Мне назначили аудиенцию на десять утра. Явившись за час до назначенного времени, я нарезала круги по Театральной площади, мысленно репетируя монолог и размахивая купленной для храбрости бутылкой кефира.

Удивительное дело, но гордиев узел, затягивавшийся целый год, по неведомой причине удалось разрубить за пять минут. Судя по всему, ректора немало уязвило то, что Марина все это время работала со студенткой вверенного ему учреждения, не получая за это ни копейки. Владислав Александрович росчерком пера превратил М. В. Вольф в педагога-почасовика и с этого момента Марина, соответственно своему новому статусу, законно сидела в комиссии на экзаменах и зачетах. А на изменение в том числе статуса финансового – надо знать ее характер – отреагировала предложением пожертвовать смехотворную сумму, которая ей теперь полагалась, на усовершенствование консерваторских сортиров, пребывавших в плачевном состоянии.

В сентябре злополучным Первым концертом Чайковского открывался сезон в Большом зале Филармонии. Дирижировал прекрасный музыкант Гинта-рас Ринкявичус. Своим исполнением я была крайне удручена – все еще не удавалось избавиться от магии Марты Аргерих, к тому же разбила на репетиции палец.

Да еще Левит плохо себя чувствовал – требовалось аортокоронарное шунтирование.

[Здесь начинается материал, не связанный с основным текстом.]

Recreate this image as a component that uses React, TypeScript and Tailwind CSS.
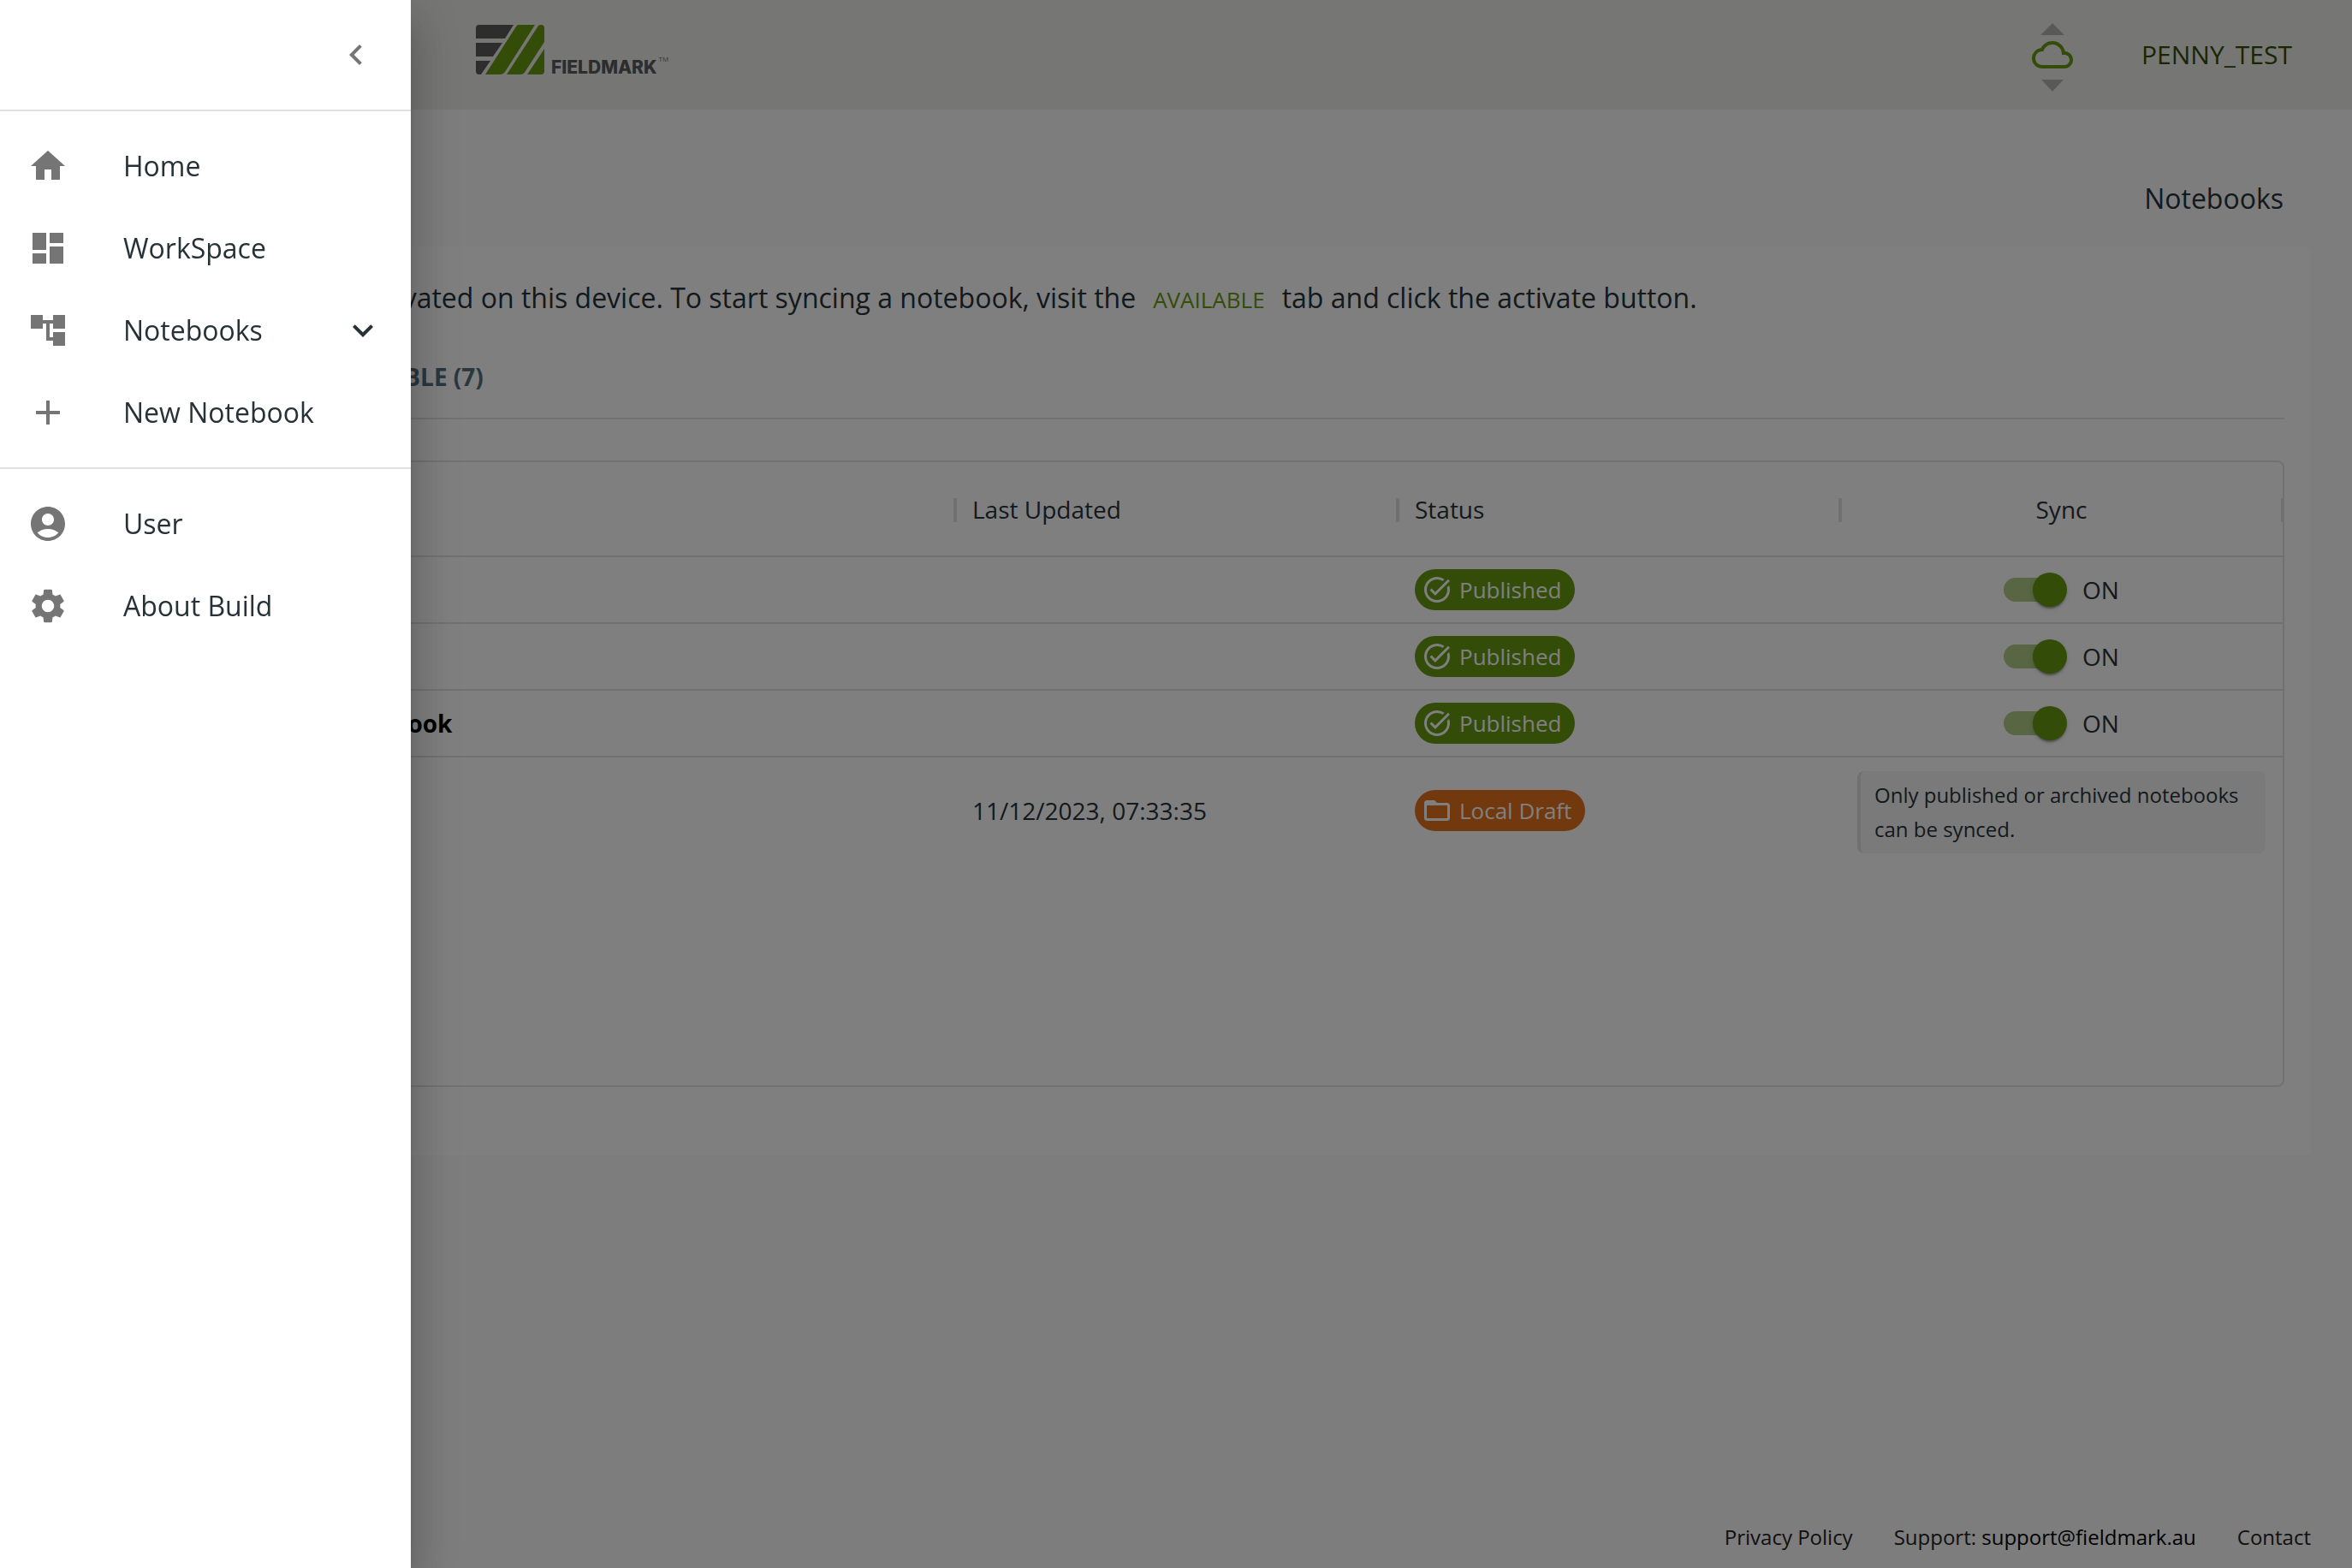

То ли не успели, то ли неверно готовили, не хочу кидаться обвинениями, но Борис Самойлович умер в начале октября прямо в больнице, не дождавшись операции. У него осталась молодая жена Марина. Но осиротевшими почувствовали себя все мы – кто с ним работал, кому он помогал. Сидя часами и тупо глядя в одну точку, я вспоминала, как он звонил по вечерам и со своей характерной иронически-заботливой интонацией спрашивал: "Питалась сегодня? Занималась? Все в порядке?" Долго я не понимала, что со мной будет дальше. Эти опасения в дальнейшем подтвердились. Уж не говоря о чувстве огромной человеческой потери – ни один человек, который впоследствии брался за устройство моей концертной жизни, не давал мне ощущения такой защищенности, уверенности в будущем.

В ноябре, по заключенному еще Левитом контракту, мы с оркестром "Классика" и дирижером Александром Канторовым уехали в любимую Японию.

Перед отлетом, работая над сольной программой и снимаясь в передаче о Моцарте, я не спала несколько суток – и, после двух пересадок, прилетела в довольно невменяемом состоянии. Увидев Йосиду и Галю, бросилась им на грудь, уже ничего не соображая. Они отправили меня куда-то отдать багаж, но сортировавший чемоданы японец не понял моего слабого возгласа "Orchestra", и сумки все еще оставались ровно на том же месте, когда мы уже ехали в автобусе в город за триста километров от аэропорта Нарита.